Constant ORDER BY clauses don’t work

You cannot add a constant ORDER BY clause to window functions either. I.e.:

-- This doesn't work:
SELECT ROW_NUMBER() OVER (ORDER BY 'a')

-- But this does!
SELECT a
FROM (VALUES (1), (2), (3), (4)) t(a)
ORDER BY 'a'
OFFSET 3 ROWS

Note that ORDER BY 'a' uses a constant VARCHAR expression, not a numeric one, as that would be generating column-reference-by-index expressions, which would be non-constant in the second example.

Random column references don’t work

So you’re thinking that you can just add a random column reference? Sometimes you can, but often you cannot:

-- This doesn't work:
SELECT ROW_NUMBER() OVER (
  ORDER BY [no-column-available-here]
)

-- But this does!
SELECT a
FROM (VALUES (1), (2), (3), (4)) t(a)
ORDER BY a
OFFSET 3 ROWS

The above examples show that you do not always have a column reference available in any given SQL expression. There is no useful column that you could refer to from the ROW_NUMBER() function. At the same time, you can write ORDER BY a in the second example, but only if a is a “comparable” value, i.e. not a LOB, such as text or image.

Besides, as we don’t really care about the actual ordering, is it worth ordering the result set by anything at all? Do you happen to have an index on a?
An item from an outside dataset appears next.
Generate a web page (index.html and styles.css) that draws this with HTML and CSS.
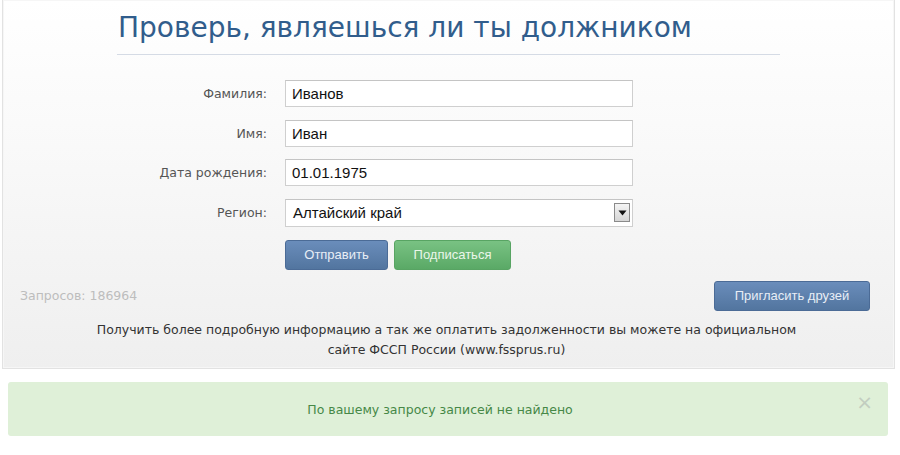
FILE: index.html
```html
<!DOCTYPE html>
<html lang="ru">
<head>
<meta charset="utf-8">
<title>Проверь, являешься ли ты должником</title>
<link rel="stylesheet" href="styles.css">
</head>
<body>
<div class="panel">
  <div class="content">
    <h1 class="title">Проверь, являешься ли ты должником</h1>
    <form class="form">
      <label class="label" for="f1">Фамилия:</label>
      <input class="field" id="f1" type="text" value="Иванов">
      <label class="label" for="f2">Имя:</label>
      <input class="field" id="f2" type="text" value="Иван">
      <label class="label" for="f3">Дата рождения:</label>
      <input class="field" id="f3" type="text" value="01.01.1975">
      <label class="label">Регион:</label>
      <div class="select">
        <span class="select-value">Алтайский край</span>
        <span class="select-arrow"><svg width="9" height="6" viewBox="0 0 9 6"><path d="M0.5 0.5h8l-4 5z" fill="#111"/></svg></span>
      </div>
      <span></span>
      <div class="actions">
        <button type="button" class="btn btn-blue btn-send">Отправить</button>
        <button type="button" class="btn btn-green btn-sub">Подписаться</button>
      </div>
    </form>
  </div>
  <div class="stats-row">
    <span class="stats">Запросов: 186964</span>
    <button type="button" class="btn btn-blue btn-invite">Пригласить друзей</button>
  </div>
  <p class="info">Получить более подробную информацию а так же оплатить задолженности вы можете на официальном<br>сайте ФССП России (www.fssprus.ru)</p>
</div>
<div class="alert">
  <span class="alert-text">По вашему запросу записей не найдено</span>
  <span class="alert-close">×</span>
</div>
</body>
</html>
```
FILE: styles.css
```css
html, body {
  margin: 0;
  padding: 0;
  background: #ffffff;
}
body {
  font-family: "DejaVu Sans", Verdana, sans-serif;
  width: 900px;
  height: 455px;
  overflow: hidden;
}
.panel {
  margin: 0 5px 0 2px;
  height: 369px;
  box-sizing: border-box;
  border: 1px solid #e2e2e2;
  border-top: none;
  background: linear-gradient(to bottom, #ffffff 0%, #f9f9f9 40%, #efefef 100%);
  box-shadow: inset 0 0 0 1px #f6f6f6;
  display: flex;
  flex-direction: column;
}
.content {
  margin-left: 114px;
  width: 663px;
}
.title {
  margin: 0;
  padding-top: 9px;
  height: 55px;
  box-sizing: border-box;
  font-weight: normal;
  font-size: 28px;
  line-height: 38px;
  color: #315d8c;
  border-bottom: 1px solid #d5dbe5;
  white-space: nowrap;
  padding-left: 1px;
}
.form {
  margin-top: 25px;
  display: grid;
  grid-template-columns: 150px 348px;
  column-gap: 18px;
  row-gap: 12.5px;
  align-items: center;
}
.label {
  text-align: right;
  font-size: 12.5px;
  color: #555555;
}
.field, .select {
  height: 27px;
  box-sizing: border-box;
  border: 1px solid #cfcfcf;
  border-top-color: #c4c4c4;
  background: #ffffff;
  padding: 0 6px;
  font-family: "Liberation Sans", Arial, sans-serif;
  font-size: 15px;
  color: #111111;
  margin: 0;
  outline: none;
}
.select {
  display: flex;
  align-items: center;
  justify-content: space-between;
  padding: 0 2px 0 7px;
  height: 28px;
}
.select-arrow {
  width: 16px;
  height: 19px;
  box-sizing: border-box;
  border: 1px solid #8a8a8a;
  background: linear-gradient(to bottom, #f4f4f4, #d6d6d6);
  display: flex;
  align-items: center;
  justify-content: center;
}
.actions {
  display: flex;
  gap: 6px;
  margin-top: 0.5px;
}
.btn {
  height: 30px;
  box-sizing: border-box;
  border-radius: 3px;
  font-family: "Liberation Sans", Tahoma, sans-serif;
  font-size: 13px;
  padding: 0;
  cursor: pointer;
}
.btn-blue {
  background: linear-gradient(to bottom, #6a8dbb, #52759f);
  border: 1px solid #4b6b96;
  color: #e8eef6;
}
.btn-green {
  background: linear-gradient(to bottom, #79c283, #5aa966);
  border: 1px solid #58a463;
  color: #eaf6ea;
}
.btn-send { width: 103px; }
.btn-sub { width: 117px; }
.stats-row {
  display: flex;
  justify-content: space-between;
  align-items: center;
  margin-top: 11px;
  padding: 0 24px 0 17px;
}
.stats {
  font-size: 12.5px;
  color: #bdbdbd;
}
.btn-invite {
  width: 156px;
}
.info {
  margin: 9px 0 0;
  text-align: center;
  font-size: 12.5px;
  line-height: 20px;
  color: #333333;
  padding-right: 4px;
}
.alert {
  margin: 13px 12px 0 8px;
  height: 54px;
  background: #dff0d8;
  border-radius: 3px;
  position: relative;
  display: flex;
  align-items: center;
  justify-content: center;
}
.alert-text {
  font-size: 12.5px;
  color: #468847;
  padding-right: 16px;
}
.alert-close {
  position: absolute;
  right: 15px;
  top: 10px;
  font-family: "DejaVu Sans", sans-serif;
  font-size: 20px;
  line-height: 20px;
  color: #c2cdc0;
}
```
Quasi-constant ORDER BY expressions do work

So, to stay on the safe side, if ever you need a dummy ORDER BY expression in SQL Server, use a quasi-constant expression, like @@version (or @@language, or any of these). The following will always work:

-- This always works:
SELECT ROW_NUMBER() OVER (ORDER BY @@version)

-- So does this:
SELECT a
FROM (VALUES (1), (2), (3), (4)) t(a)
ORDER BY @@version
OFFSET 3 ROWS

From the upcoming jOOQ 3.4, we’ll also generate such synthetic ORDER BY clauses that will help you simplify writing vendor-agnostic SQL in these edge-cases, as we believe that you simply shouldn’t think of these things all the time.